Copy every line that holds "html".
— Begin —
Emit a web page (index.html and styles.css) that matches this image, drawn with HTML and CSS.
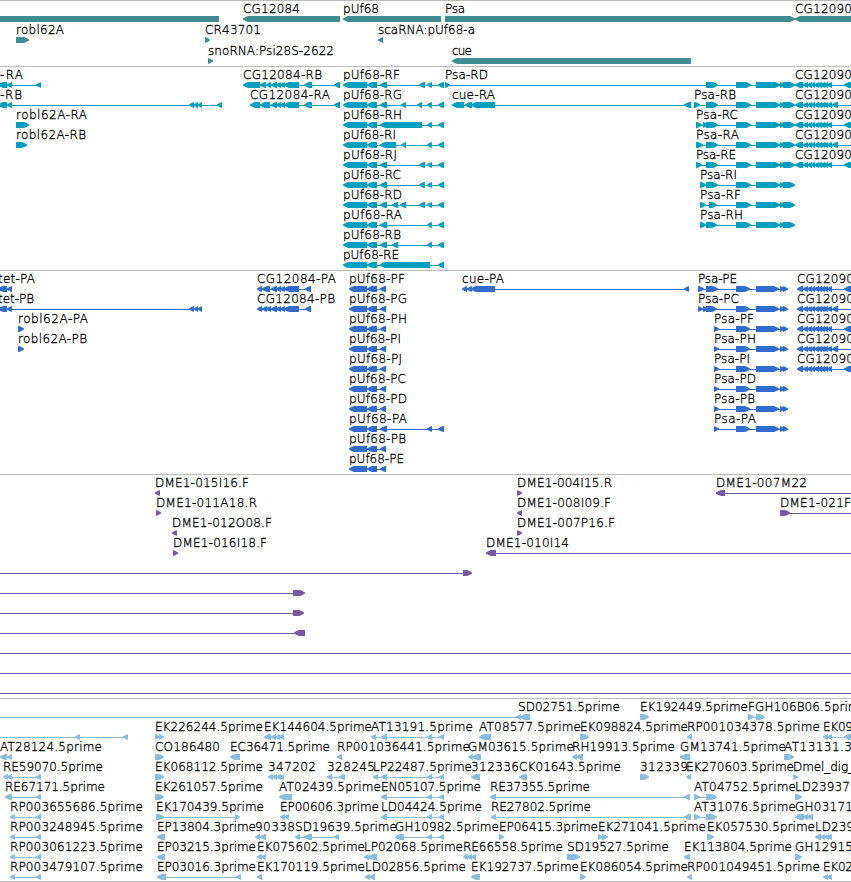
FILE: index.html
```
<!DOCTYPE html>
<html lang="en">
<head>
    <meta charset="UTF-8">
    <meta name="viewport" content="width=device-width, initial-scale=1.0">
    <title>Genome tracks</title>
    <link rel="stylesheet" href="styles.css">
</head>
<body>
    <div class="browser">
        <section class="track track-gene" id="gene"></section>
        <section class="track track-transcript" id="transcript"></section>
        <section class="track track-protein" id="protein"></section>
        <section class="track track-bac" id="bac"></section>
        <section class="track track-est" id="est"></section>
    </div>
    <script src="tracks.js"></script>
</body>
</html>
```

FILE: styles.css
```
body {
    margin: 0;
    background-color: #ffffff;
    font-family: 'DejaVu Sans', sans-serif;
    overflow: hidden;
}

.browser {
    display: flex;
    flex-direction: column;
    width: 851px;
    height: 881px;
    overflow: hidden;
    border-bottom: 1px solid #bbbbbb;
}

.track {
    display: flex;
    flex-direction: column;
    border-top: 1px solid #bbbbbb;
    padding-bottom: 3px;
}

.row {
    display: block;
    width: 851px;
    height: 20px;
    overflow: visible;
}

.track-gene {
    color: #408e94;
    padding-bottom: 2px;
}

/* Genes are spaced a little wider than the other tracks */
.track-gene .row {
    height: 21px;
}

.track-transcript {
    color: #009ebf;
}

.track-protein {
    color: #316bcd;
}

.track-bac {
    color: #7558a6;
}

.track-est {
    color: #8abddd;
    padding-bottom: 2px;
}

.block {
    fill: currentColor;
}

.connector {
    fill: currentColor;
    shape-rendering: crispEdges;
}

.label {
    fill: #000000;
    stroke: #000000;
    stroke-width: 0.3px;
    font-size: 12px;
    font-weight: 200;
}
```

FILE: tracks.js
```
const SVG_NS = 'http://www.w3.org/2000/svg';
const OFF = 860; // just past the right edge of the view

// Advance widths of the label characters
const WIDTHS = {
    A: 9, B: 8, C: 8, D: 9, E: 6, F: 7, G: 9, H: 9, I: 3, J: 4, K: 8, L: 6, M: 11,
    N: 8, O: 9, P: 7, R: 8, S: 7, T: 7, U: 8, a: 7, b: 8, c: 6, d: 8, e: 7, f: 4,
    g: 8, i: 3, l: 3, m: 11, n: 7, o: 7, p: 8, r: 5, s: 6, t: 4, u: 7,
    '-': 6, '.': 4, ':': 4, '_': 6
};

// Exons shared by several transcripts
const tetEnd = [[-2, 7], [7, 12]];
const tetMid = [[189, 194], [194, 198], [198, 202]];
const cg12084 = [[271, 277], [276, 281], [280, 285], [284, 299]];
const pufA = [[343, 367], [367, 377]];
const pufC = [380, 387];
const pufD = [419, 425];
const pufE = [427, 432];
const pufF = [438, 444];
const pufP = [[349, 367], [367, 377], [380, 386]];
const psaEnd = [[736, 751], [756, 780], [780, 785], [783, 795]];
const psaPEnd = [[736, 750], [756, 779], [780, 785], [783, 788]];
const cgExons = [[803, 808], [807, 812], [811, 815], [814, 819], [817, 822], [820, 825], [823, 828], [827, 832]];
const cgOdd = [[795, 803], ...cgExons, [844, OFF]];
const cgEven = [[795, 803], ...cgExons, [832, 838], [855, OFF]];
const cgPOdd = [[797, 803], ...cgExons, [844, OFF]];
const cgPEven = [[797, 803], ...cgExons, [832, 838], [855, OFF]];
const estEnd = [[427, 432], [439, 444]];

// Each row is a list of [label, start, strand, blocks, lineStart, lineEnd]
const tracks = {
    gene: [
        [
            ['', -20, '-', [[-20, 219]]],
            ['CG12084', 243, '-', [[243, 340]]],
            ['pUf68', 343, '-', [[343, 441]]],
            ['Psa', 445, '+', [[445, 795]]],
            ['CG12090', 795, '-', [[795, OFF]]]
        ],
        [
            ['robl62A', 16, '+', [[16, 29]]],
            ['CR43701', 205, '+', [[205, 210]]],
            ['scaRNA:pUf68-a', 378, '-', [[378, 383]]]
        ],
        [
            ['snoRNA:Psi28S-2622', 208, '+', [[208, 213]]],
            ['cue', 452, '-', [[452, 691]]]
        ]
    ],
    transcript: [
        [
            ['-RA', 0, '-', [...tetEnd, [36, 41]]],
            ['CG12084-RB', 243, '-', [[243, 260], [260, 266], [266, 271], ...cg12084, [304, 312], [334, 340]]],
            ['pUf68-RF', 343, '-', [...pufA, pufC, pufD, pufE, pufF]],
            ['Psa-RD', 445, '+', [[445, 450], [706, 718], ...psaEnd]],
            ['CG12090', 795, '-', cgOdd]
        ],
        [
            ['-RB', 0, '-', [...tetEnd, ...tetMid, [217, 222]]],
            ['CG12084-RA', 250, '-', [[250, 260], [260, 270], ...cg12084, [304, 312], [334, 340]]],
            ['pUf68-RG', 343, '-', [...pufA, pufC, [401, 406], [417, 422], pufE, pufF]],
            ['cue-RA', 452, '-', [[452, 464], [465, 472], [471, 495], [684, 691]]],
            ['Psa-RB', 694, '+', [[694, 700], [706, 718], ...psaEnd]],
            ['CG12090', 795, '-', cgEven]
        ],
        [
            ['robl62A-RA', 16, '+', [[16, 29]]],
            ['pUf68-RH', 343, '-', [...pufA, [380, 422], pufE, pufF]],
            ['Psa-RC', 696, '+', [[696, 702], [703, 708], [706, 718], ...psaEnd]],
            ['CG12090', 795, '-', cgOdd]
        ],
        [
            ['robl62A-RB', 16, '+', [[16, 27]]],
            ['pUf68-RI', 343, '-', [...pufA, [380, 396], [401, 406], pufE, pufF]],
            ['Psa-RA', 696, '+', [[696, 703], [706, 718], ...psaEnd]],
            ['CG12090', 795, '-', cgEven]
        ],
        [
            ['pUf68-RJ', 343, '-', [...pufA, pufC, pufD, pufE, pufF]],
            ['Psa-RE', 696, '+', [[696, 702], [706, 718], ...psaEnd]],
            ['CG12090', 795, '-', cgOdd]
        ],
        [
            ['pUf68-RC', 343, '-', [...pufA, pufC, pufD, pufE, pufF]],
            ['Psa-RI', 700, '+', [[700, 706], [706, 718], ...psaEnd]]
        ],
        [
            ['pUf68-RD', 343, '-', [...pufA, pufC, [392, 398], [400, 406], pufD, pufE, pufF]],
            ['Psa-RF', 700, '+', [[700, 706], [709, 717], ...psaEnd]]
        ],
        [
            ['pUf68-RA', 343, '-', [...pufA, pufC, pufE, pufF]],
            ['Psa-RH', 700, '+', [[700, 706], [706, 717], ...psaEnd]]
        ],
        [
            ['pUf68-RB', 343, '-', [...pufA, pufC, [392, 398], pufE, pufF]]
        ],
        [
            ['pUf68-RE', 343, '-', [...pufA, [380, 430], pufF]]
        ]
    ],
    protein: [
        [
            ['tet-PA', -2, '-', tetEnd],
            ['CG12084-PA', 257, '-', [[257, 262], [262, 270], ...cg12084, [305, 311]]],
            ['pUf68-PF', 349, '-', pufP],
            ['cue-PA', 462, '-', [[462, 467], [467, 472], [471, 495], [684, 689]]],
            ['Psa-PE', 698, '+', [[698, 704], [706, 718], ...psaPEnd]],
            ['CG12090', 797, '-', cgPOdd]
        ],
        [
            ['tet-PB', -2, '-', [...tetEnd, ...tetMid]],
            ['CG12084-PB', 257, '-', [[257, 262], [262, 267], [266, 271], ...cg12084, [305, 311]]],
            ['pUf68-PG', 349, '-', pufP],
            ['Psa-PC', 698, '+', [[698, 703], [703, 708], [706, 717], ...psaPEnd]],
            ['CG12090', 797, '-', cgPEven]
        ],
        [
            ['robl62A-PA', 18, '+', [[18, 24]]],
            ['pUf68-PH', 349, '-', pufP],
            ['Psa-PF', 714, '+', [[714, 719], ...psaPEnd]],
            ['CG12090', 797, '-', cgPOdd]
        ],
        [
            ['robl62A-PB', 18, '+', [[18, 24]]],
            ['pUf68-PI', 349, '-', pufP],
            ['Psa-PH', 714, '+', [[714, 719], ...psaPEnd]],
            ['CG12090', 797, '-', cgPEven]
        ],
        [
            ['pUf68-PJ', 349, '-', pufP],
            ['Psa-PI', 714, '+', [[714, 719], ...psaPEnd]],
            ['CG12090', 797, '-', cgPOdd]
        ],
        [
            ['pUf68-PC', 349, '-', pufP],
            ['Psa-PD', 714, '+', [[714, 719], ...psaPEnd]]
        ],
        [
            ['pUf68-PD', 349, '-', pufP],
            ['Psa-PB', 714, '+', [[714, 719], ...psaPEnd]]
        ],
        [
            ['pUf68-PA', 349, '-', [[349, 367], [367, 377], pufC, pufE, pufF]],
            ['Psa-PA', 714, '+', [[714, 719], ...psaPEnd]]
        ],
        [
            ['pUf68-PB', 349, '-', pufP]
        ],
        [
            ['pUf68-PE', 349, '-', pufP]
        ]
    ],
    bac: [
        [
            ['DME1-015I16.F', 155, '-', [[155, 160]]],
            ['DME1-004I15.R', 517, '+', [[517, 522]]],
            ['DME1-007M22', 716, '-', [[716, 725]], 716, OFF]
        ],
        [
            ['DME1-011A18.R', 156, '+', [[156, 161]]],
            ['DME1-008I09.F', 517, '-', [[517, 522]]],
            ['DME1-021F', 780, '+', [[780, 790]], 780, OFF]
        ],
        [
            ['DME1-012O08.F', 172, '-', [[172, 177]]],
            ['DME1-007P16.F', 517, '+', [[517, 522]]]
        ],
        [
            ['DME1-016I18.F', 173, '+', [[173, 178]]],
            ['DME1-010I14', 486, '-', [[486, 496]], 486, OFF]
        ],
        [['', 0, '+', [[463, 472]], 0, 465]],
        [['', 0, '+', [[293, 305]], 0, 295]],
        [['', 0, '+', [[293, 304]], 0, 295]],
        [['', 0, '-', [[294, 305]], 0, 300]],
        [['', 0, '+', [], 0, OFF]],
        [['', 0, '+', [], 0, OFF]],
        [['', 0, '+', [], 0, OFF]]
    ],
    est: [
        [
            ['', 0, '-', [], 0, 518],
            ['SD02751.5prime', 518, '-', [[516, 521], [520, 530]]],
            ['EK192449.5prime', 640, '+', [[640, 649]]],
            ['FGH106B06.5prime', 748, '+', [[748, 754], [756, 765]]]
        ],
        [
            ['', 0, '-', [[75, 80], [123, 128]], 0, 125],
            ['EK226244.5prime', 155, '+', [[155, 160], [159, 164]]],
            ['EK144604.5prime', 264, '-', [[264, 271], [271, 276], [275, 280], [279, 284]]],
            ['AT13191.5prime', 371, '-', [[371, 376], [381, 387], ...estEnd]],
            ['AT08577.5prime', 479, '-', [[479, 491]]],
            ['EK098824.5prime', 580, '+', [[580, 589]]],
            ['RP001034378.5prime', 687, '-', [[687, 692]]],
            ['EK09', 823, '-', [[823, 828], [827, 832], [844, OFF]]]
        ],
        [
            ['AT28124.5prime', 0, '-', [[0, 7], [7, 12]]],
            ['CO186480', 155, '+', [[155, 164]]],
            ['EC36471.5prime', 230, '-', [[230, 240]]],
            ['RP001036441.5prime', 337, '-', [[337, 342]]],
            ['GM03615.5prime', 468, '-', [[468, 473], [472, 481]]],
            ['RH19913.5prime', 572, '-', [[572, 577], [576, 583]]],
            ['GM13741.5prime', 680, '-', [[680, 690]]],
            ['AT13131.3', 784, '+', [[784, 794]]]
        ],
        [
            ['RE59070.5prime', 3, '-', [[3, 8], [7, 12], [36, 41]]],
            ['EK068112.5prime', 155, '+', [[155, 164]]],
            ['347202', 268, '-', [[268, 273], [272, 277], [276, 281], [279, 284]]],
            ['328245', 327, '-', [[327, 332], [339, 345]]],
            ['LP22487.5prime', 373, '-', [[373, 378], [381, 387], ...estEnd]],
            ['312336', 471, '-', [[471, 480]]],
            ['CK01643.5prime', 519, '-', [[519, 527]]],
            ['312339', 640, '+', [[640, 649]]],
            ['EK270603.5prime', 686, '-', [[686, 691]]],
            ['Dmel_dig_', 793, '+', [[793, 798]]]
        ],
        [
            ['RE67171.5prime', 5, '-', [[5, 12], [36, 41]]],
            ['EK261057.5prime', 155, '+', [[155, 164]]],
            ['AT02439.5prime', 279, '-', [[279, 292]]],
            ['EN05107.5prime', 381, '-', [[381, 387], ...estEnd]],
            ['RE37355.5prime', 490, '-', [[490, 496], [684, 690]]],
            ['AT04752.5prime', 694, '+', [[694, 700], [706, 717]]],
            ['LD23937', 795, '+', [[795, 802]]]
        ],
        [
            ['RP003655686.5prime', 10, '-', [[10, 15], [36, 41]]],
            ['EK170439.5prime', 156, '+', [[156, 164], [235, 240]]],
            ['EP00606.3prime', 280, '-', [[280, 285], [284, 289]]],
            ['LD04424.5prime', 381, '-', [[381, 387], ...estEnd]],
            ['RE27802.5prime', 491, '-', [[491, 496], [684, 691]]],
            ['AT31076.5prime', 694, '+', [[694, 700], [706, 717]]],
            ['GH03171', 795, '-', [[795, 804], [803, 808], [807, 813]]]
        ],
        [
            ['RP003248945.5prime', 10, '-', [[10, 15], [36, 41]]],
            ['EP13804.3prime', 157, '-', [[157, 165]]],
            ['90338', 255, '-', [[255, 260], [260, 266]]],
            ['SD19639.5prime', 295, '-', [[295, 300], [304, 312], [334, 339]]],
            ['GH10982.5prime', 395, '-', [[395, 404], ...estEnd]],
            ['EP06415.3prime', 499, '+', [[499, 504]]],
            ['EK271041.5prime', 598, '+', [[598, 603], [602, 608]]],
            ['EK057530.5prime', 707, '+', [[707, 714]]],
            ['LD239', 815, '-', [[815, 821], [820, 825], [824, 829], [827, 832]]]
        ],
        [
            ['RP003061223.5prime', 10, '-', [[10, 15], [36, 41]]],
            ['EP03215.3prime', 157, '-', [[157, 165]]],
            ['EK075602.5prime', 257, '-', [[257, 262], [261, 266]]],
            ['LP02068.5prime', 364, '-', [[364, 369], [368, 377]]],
            ['RE66558.5prime', 463, '-', [[463, 468], [467, 472], [471, 476]]],
            ['SD19527.5prime', 567, '+', [[567, 580]]],
            ['EK113804.5prime', 684, '-', [[684, 690]]],
            ['GH12915', 795, '+', [[795, 802]]]
        ],
        [
            ['RP003479107.5prime', 10, '-', [[10, 15], [36, 41]]],
            ['EP03016.3prime', 157, '-', [[157, 166], [236, 241]]],
            ['EK170119.5prime', 257, '-', [[257, 262]]],
            ['LD02856.5prime', 365, '-', [[365, 370], [369, 375]]],
            ['EK192737.5prime', 471, '-', [[471, 480]]],
            ['EK086054.5prime', 580, '+', [[580, 586]]],
            ['RP001049451.5prime', 687, '-', [[687, 692]]],
            ['EK02', 823, '-', [[823, 828], [827, 832]]]
        ]
    ]
};

function createSvg(name, attrs) {
    const el = document.createElementNS(SVG_NS, name);
    for (const key in attrs) {
        el.setAttribute(key, attrs[key]);
    }
    return el;
}

function labelWidth(text) {
    return [...text].reduce((sum, ch) => sum + (WIDTHS[ch] || 8), 0);
}

// A 6px high bar whose leading end is pointed
function blockPoints(start, end, strand) {
    const head = Math.min(5, end - start);
    const tip = strand === '+' ? end : start;
    const tail = strand === '+' ? start : end;
    const dir = strand === '+' ? -1 : 1;
    const neck = tip + dir * head;
    const mid = tip + dir * head * 0.5;
    return `${tail},15 ${neck},15 ${mid},15.9 ${tip},17.5 ${tip},18.5 ${mid},20.1 ${neck},21 ${tail},21`;
}

function drawFeature(svg, [label, start, strand, blocks, lineStart, lineEnd]) {
    if (lineStart === undefined) {
        lineStart = blocks[0][0] + 2;
        lineEnd = blocks[blocks.length - 1][1] - 2;
    }
    if (blocks.length !== 1 || lineEnd === OFF || lineStart === 0) {
        svg.appendChild(createSvg('rect', { class: 'connector', x: lineStart, y: 18, width: lineEnd - lineStart, height: 1 }));
    }
    blocks.forEach(([from, to]) => {
        svg.appendChild(createSvg('polygon', { class: 'block', points: blockPoints(from, to, strand) }));
    });
    if (label) {
        const text = createSvg('text', { class: 'label', x: start, y: 12, textLength: labelWidth(label) });
        text.textContent = label;
        svg.appendChild(text);
    }
}

for (const id in tracks) {
    const section = document.getElementById(id);
    tracks[id].forEach(features => {
        const svg = createSvg('svg', { class: 'row' });
        features.forEach(feature => drawFeature(svg, feature));
        section.appendChild(svg);
    });
}
```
— End —
> **Exercise solution**:
Emit a web page (index.html and styles.css) that matches this image, drawn with HTML and CSS.
FILE: index.html
<!DOCTYPE html>
<html lang="en">
</html>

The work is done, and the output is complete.